Un piccolo appunto: devo dire che non ho mai visto con grande favore il sistema playoff-playout, soprattutto in una lega come la Serie B. Di suo è già un campionato molto lungo e faticoso, ed allungarlo ancora con un ulteriore turno non mi è mai sembrato un grande contributo al campionato. Inoltre, mi è sempre parso come un mancato rispetto della classifica finale, posto che giocarsi l’obiettivo di un’intera stagione in un singolo match (pur se andata-ritorno) dal risultato incerto non renda onore alle società che sono in grado di arrivare con successo a fine campionato.

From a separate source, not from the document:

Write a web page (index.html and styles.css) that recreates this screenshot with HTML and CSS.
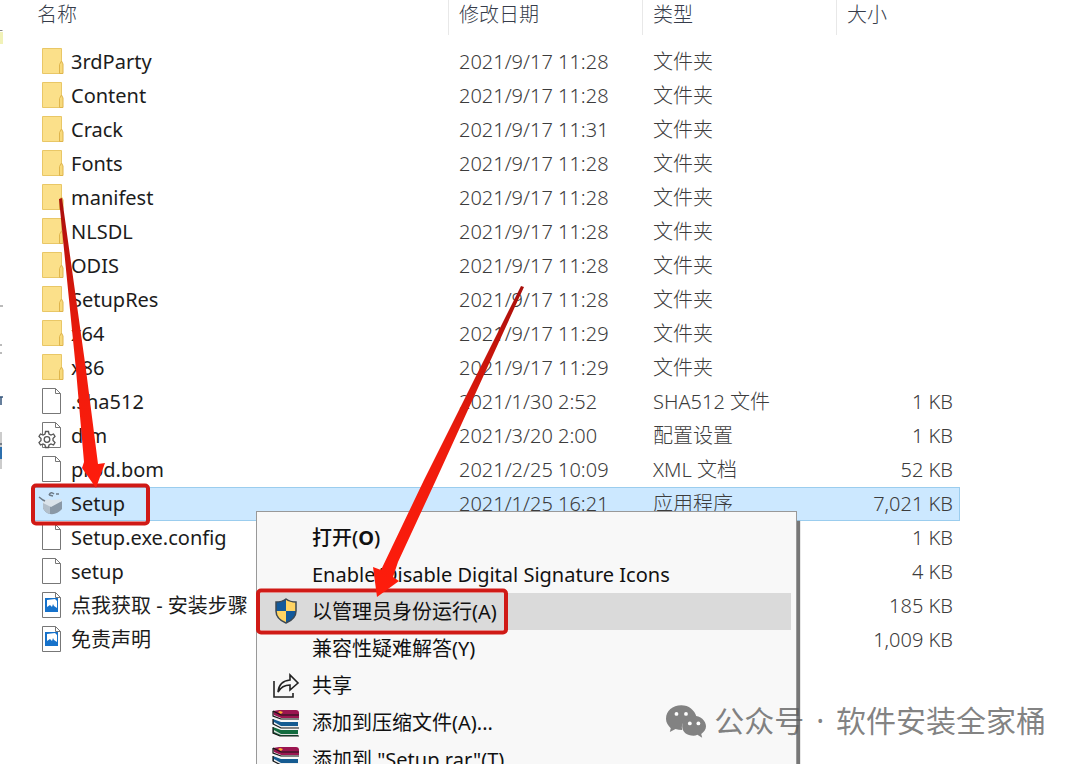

da operatore del settore e lavorandoci, ritengo che il lavoro fatto, e che si sta facendo, produrrà risultati notevoli. Tante cose stanno gradualmente cambiando, in positivo, nel mercato dei tifosi tanti si sono avvicinati alla serie B tralasciando una serie A a volte dai risultati scontati e dallo spettacolo non sempre a livello del prezzo del biglietto o dell’abbonamento tv. Le novità commerciali e di comunicazione proposte da alcune società, altre inserite dalla Lega, e soprattutto i giovani che scendono in campo, stanno dando un’immagine positiva e di rinnovamento a tutto il sistema.
Spesso si collabora fra manager di società diverse su iniziative mirate, e spesso si trova l’appoggio incondizionato della Lega, che ha uno staff dirigenziale competente, disponibile e soprattutto umile.
E’ un vero e proprio laboratorio, che cresce anno dopo anno, e che ad alcune compagini provenienti dalla A fa quasi drizzare i capelli data l’organizzazione, la propensione al dialogo dei soggetti e della cordialità.
Per non parlare poi di idee “rivoluzionarie” come il salary cap e le partite di Natale.
Insomma, un gran bel campionato. E’ bello esserci e seguirlo.